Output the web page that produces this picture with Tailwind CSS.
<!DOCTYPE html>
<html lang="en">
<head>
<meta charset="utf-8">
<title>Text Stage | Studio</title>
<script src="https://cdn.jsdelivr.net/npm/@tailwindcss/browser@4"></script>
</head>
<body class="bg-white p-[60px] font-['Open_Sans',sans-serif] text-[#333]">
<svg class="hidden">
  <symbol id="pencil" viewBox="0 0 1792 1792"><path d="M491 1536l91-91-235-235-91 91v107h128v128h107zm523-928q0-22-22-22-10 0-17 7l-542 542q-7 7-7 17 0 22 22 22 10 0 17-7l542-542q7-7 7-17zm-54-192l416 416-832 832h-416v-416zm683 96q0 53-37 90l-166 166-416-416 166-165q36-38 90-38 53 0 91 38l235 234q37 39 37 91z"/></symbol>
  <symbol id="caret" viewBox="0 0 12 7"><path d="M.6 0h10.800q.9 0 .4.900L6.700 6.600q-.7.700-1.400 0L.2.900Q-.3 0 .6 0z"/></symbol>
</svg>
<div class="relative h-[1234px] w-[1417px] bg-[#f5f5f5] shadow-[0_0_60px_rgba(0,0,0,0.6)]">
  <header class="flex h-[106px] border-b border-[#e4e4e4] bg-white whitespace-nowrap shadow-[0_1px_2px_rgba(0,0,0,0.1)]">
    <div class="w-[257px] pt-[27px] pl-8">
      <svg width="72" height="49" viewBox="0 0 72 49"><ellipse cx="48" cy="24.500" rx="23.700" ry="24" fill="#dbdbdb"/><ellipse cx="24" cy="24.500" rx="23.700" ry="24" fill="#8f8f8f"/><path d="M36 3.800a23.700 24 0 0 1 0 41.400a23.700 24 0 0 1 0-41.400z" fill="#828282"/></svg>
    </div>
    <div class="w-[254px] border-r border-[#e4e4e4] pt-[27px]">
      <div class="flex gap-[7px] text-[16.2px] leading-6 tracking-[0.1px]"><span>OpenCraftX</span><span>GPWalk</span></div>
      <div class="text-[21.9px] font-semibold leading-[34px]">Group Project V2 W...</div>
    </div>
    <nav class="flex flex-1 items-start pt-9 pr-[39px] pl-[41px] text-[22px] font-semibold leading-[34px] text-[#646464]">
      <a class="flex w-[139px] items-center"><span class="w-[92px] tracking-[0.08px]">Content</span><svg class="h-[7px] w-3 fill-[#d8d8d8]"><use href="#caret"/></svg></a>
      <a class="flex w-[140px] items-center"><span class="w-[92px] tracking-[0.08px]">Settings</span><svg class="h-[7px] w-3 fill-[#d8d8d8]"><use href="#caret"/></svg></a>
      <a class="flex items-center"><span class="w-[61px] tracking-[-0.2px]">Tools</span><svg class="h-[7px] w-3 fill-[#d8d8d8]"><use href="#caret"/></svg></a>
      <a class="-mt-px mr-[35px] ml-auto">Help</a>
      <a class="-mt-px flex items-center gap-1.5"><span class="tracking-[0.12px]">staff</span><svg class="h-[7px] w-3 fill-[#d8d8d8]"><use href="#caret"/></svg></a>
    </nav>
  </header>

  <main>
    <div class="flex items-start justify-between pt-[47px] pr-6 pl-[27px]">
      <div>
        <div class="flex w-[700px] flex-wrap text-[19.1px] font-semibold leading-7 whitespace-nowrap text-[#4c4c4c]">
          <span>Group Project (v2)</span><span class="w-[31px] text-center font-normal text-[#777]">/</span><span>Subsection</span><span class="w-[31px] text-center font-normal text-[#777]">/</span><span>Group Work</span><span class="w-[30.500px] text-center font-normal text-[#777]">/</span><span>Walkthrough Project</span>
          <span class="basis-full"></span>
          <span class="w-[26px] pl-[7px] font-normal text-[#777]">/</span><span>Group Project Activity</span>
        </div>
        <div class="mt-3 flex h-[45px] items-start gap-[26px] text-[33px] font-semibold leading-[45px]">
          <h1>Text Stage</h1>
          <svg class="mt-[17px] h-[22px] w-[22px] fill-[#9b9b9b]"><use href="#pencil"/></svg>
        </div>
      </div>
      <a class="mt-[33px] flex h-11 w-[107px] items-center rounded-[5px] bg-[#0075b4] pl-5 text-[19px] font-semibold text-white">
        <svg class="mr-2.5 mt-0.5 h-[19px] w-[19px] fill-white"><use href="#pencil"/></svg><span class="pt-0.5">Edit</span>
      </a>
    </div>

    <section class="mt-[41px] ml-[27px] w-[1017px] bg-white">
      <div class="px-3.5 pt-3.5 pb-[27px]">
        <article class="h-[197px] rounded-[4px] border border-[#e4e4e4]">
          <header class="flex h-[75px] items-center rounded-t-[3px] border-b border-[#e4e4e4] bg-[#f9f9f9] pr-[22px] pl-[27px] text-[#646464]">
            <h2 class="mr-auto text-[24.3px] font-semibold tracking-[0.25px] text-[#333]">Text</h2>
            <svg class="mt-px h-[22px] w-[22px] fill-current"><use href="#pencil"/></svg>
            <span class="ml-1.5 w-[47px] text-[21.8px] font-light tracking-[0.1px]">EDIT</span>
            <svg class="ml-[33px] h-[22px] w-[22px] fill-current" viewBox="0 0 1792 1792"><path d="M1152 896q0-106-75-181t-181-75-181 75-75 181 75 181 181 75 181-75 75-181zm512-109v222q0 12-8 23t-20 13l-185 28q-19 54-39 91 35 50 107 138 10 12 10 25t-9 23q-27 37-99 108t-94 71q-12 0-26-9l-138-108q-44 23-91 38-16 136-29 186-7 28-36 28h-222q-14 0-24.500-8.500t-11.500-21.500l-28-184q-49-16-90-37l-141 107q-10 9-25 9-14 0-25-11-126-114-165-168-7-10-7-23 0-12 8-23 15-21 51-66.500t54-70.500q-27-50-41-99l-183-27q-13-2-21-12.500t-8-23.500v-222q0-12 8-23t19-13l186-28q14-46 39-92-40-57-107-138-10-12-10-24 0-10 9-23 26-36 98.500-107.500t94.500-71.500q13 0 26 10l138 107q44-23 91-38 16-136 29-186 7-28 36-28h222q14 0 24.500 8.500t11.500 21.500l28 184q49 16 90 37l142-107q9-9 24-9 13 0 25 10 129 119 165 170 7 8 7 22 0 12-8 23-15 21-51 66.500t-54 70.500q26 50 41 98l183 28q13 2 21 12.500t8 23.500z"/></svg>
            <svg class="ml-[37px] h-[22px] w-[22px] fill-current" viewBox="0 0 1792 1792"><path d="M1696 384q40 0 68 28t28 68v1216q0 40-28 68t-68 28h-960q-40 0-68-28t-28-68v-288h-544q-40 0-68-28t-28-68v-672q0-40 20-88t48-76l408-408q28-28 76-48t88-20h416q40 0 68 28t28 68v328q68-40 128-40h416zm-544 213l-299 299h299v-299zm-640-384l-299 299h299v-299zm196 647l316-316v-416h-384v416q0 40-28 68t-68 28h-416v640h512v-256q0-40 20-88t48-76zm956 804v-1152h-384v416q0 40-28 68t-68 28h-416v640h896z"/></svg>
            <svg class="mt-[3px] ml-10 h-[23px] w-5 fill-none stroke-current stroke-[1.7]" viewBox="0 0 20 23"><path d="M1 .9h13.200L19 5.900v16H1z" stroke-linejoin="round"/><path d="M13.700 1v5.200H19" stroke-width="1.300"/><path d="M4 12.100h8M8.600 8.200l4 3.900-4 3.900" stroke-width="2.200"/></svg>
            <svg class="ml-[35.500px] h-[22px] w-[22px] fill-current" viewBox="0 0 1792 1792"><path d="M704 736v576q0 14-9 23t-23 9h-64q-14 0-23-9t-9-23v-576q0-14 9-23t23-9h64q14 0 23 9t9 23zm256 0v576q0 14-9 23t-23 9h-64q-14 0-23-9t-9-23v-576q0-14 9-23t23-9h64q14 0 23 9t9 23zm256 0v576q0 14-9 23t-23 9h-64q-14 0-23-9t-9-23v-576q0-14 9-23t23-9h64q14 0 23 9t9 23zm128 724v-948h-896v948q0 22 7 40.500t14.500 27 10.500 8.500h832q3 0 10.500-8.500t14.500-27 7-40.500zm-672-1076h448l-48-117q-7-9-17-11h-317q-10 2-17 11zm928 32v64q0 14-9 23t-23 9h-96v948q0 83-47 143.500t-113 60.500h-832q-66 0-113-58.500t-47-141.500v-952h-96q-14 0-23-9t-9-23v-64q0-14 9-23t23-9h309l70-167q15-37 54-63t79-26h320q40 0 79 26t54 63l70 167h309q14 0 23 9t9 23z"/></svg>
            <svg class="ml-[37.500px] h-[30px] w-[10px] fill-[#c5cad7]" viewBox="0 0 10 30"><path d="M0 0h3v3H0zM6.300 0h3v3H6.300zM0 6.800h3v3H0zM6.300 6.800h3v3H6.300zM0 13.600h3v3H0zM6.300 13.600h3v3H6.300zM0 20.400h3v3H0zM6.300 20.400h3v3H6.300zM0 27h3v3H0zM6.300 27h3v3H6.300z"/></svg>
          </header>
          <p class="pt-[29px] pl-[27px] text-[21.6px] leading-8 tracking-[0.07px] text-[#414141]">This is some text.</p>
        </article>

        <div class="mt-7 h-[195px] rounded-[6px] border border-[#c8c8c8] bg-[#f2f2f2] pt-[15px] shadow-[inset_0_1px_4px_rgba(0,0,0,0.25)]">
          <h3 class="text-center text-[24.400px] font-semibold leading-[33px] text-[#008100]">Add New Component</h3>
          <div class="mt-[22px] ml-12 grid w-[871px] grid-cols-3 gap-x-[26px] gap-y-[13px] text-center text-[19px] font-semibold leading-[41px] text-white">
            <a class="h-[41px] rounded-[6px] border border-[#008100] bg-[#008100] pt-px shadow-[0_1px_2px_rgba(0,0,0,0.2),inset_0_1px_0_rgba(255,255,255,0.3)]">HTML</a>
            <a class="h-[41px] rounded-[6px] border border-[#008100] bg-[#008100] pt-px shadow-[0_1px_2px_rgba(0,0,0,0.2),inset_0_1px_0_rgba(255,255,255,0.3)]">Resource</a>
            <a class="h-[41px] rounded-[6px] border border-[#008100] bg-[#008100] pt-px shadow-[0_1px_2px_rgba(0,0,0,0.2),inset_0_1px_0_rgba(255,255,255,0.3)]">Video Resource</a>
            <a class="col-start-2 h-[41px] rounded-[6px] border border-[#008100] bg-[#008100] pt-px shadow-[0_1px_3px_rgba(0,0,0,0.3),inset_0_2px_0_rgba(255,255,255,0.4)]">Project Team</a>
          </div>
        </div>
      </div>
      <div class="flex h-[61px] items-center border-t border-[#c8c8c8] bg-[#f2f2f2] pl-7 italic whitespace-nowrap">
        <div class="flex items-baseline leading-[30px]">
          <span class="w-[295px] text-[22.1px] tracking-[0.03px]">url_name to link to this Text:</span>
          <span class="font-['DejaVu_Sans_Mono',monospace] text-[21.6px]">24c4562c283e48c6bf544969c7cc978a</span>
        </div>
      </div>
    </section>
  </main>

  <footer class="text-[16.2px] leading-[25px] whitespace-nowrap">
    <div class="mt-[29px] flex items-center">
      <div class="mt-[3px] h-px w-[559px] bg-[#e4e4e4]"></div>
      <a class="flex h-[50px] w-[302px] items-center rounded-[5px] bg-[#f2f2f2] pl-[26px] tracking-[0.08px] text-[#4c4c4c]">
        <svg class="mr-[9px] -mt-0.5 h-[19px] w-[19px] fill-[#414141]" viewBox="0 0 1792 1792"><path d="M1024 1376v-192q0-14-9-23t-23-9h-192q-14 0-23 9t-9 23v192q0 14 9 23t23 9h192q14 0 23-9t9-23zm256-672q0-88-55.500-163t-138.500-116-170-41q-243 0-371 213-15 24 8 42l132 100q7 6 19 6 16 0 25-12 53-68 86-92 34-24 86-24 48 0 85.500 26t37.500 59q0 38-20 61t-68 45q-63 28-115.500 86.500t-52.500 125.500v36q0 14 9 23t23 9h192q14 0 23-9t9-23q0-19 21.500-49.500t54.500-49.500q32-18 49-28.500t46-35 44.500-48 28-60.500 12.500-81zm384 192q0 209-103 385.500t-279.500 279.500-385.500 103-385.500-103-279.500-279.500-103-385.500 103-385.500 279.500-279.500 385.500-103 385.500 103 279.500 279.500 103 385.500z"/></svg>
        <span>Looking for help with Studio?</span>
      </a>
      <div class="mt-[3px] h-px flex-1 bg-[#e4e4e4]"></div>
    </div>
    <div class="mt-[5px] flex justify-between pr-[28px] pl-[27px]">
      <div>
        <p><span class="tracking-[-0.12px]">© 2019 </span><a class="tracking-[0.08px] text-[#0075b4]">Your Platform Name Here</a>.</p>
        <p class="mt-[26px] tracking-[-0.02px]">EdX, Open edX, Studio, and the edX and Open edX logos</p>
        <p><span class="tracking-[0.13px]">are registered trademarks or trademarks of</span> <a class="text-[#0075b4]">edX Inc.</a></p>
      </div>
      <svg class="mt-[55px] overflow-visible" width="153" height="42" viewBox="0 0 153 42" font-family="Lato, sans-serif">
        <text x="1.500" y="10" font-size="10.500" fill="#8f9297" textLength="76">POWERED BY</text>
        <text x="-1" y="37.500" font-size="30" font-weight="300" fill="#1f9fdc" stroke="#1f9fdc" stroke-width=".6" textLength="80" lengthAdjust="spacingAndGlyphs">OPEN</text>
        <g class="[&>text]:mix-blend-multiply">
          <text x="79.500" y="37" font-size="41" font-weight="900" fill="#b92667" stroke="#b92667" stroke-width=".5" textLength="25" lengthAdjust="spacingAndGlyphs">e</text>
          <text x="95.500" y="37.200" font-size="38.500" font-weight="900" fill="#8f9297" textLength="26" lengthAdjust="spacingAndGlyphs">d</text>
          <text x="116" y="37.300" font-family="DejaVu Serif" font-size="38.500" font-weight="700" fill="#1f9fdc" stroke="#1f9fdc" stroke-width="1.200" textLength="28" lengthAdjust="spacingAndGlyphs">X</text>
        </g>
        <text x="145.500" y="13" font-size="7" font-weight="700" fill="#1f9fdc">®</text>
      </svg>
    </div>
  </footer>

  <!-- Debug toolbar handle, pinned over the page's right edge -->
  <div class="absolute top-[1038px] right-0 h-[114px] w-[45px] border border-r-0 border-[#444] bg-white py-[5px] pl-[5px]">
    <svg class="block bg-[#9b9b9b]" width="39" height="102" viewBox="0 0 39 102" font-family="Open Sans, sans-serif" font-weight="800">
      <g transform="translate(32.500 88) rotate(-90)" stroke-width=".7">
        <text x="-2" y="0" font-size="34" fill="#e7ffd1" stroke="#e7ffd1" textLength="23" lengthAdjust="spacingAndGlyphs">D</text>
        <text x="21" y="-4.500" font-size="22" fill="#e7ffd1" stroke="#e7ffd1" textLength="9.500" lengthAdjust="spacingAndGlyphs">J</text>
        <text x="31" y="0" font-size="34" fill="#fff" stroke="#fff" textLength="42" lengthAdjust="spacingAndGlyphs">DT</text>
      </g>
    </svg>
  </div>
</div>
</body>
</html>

Set exercise: Search the lines above for the string "with", then show every one that has it.

Written reply:
Output the web page that produces this picture with Tailwind CSS.
        <span>Looking for help with Studio?</span>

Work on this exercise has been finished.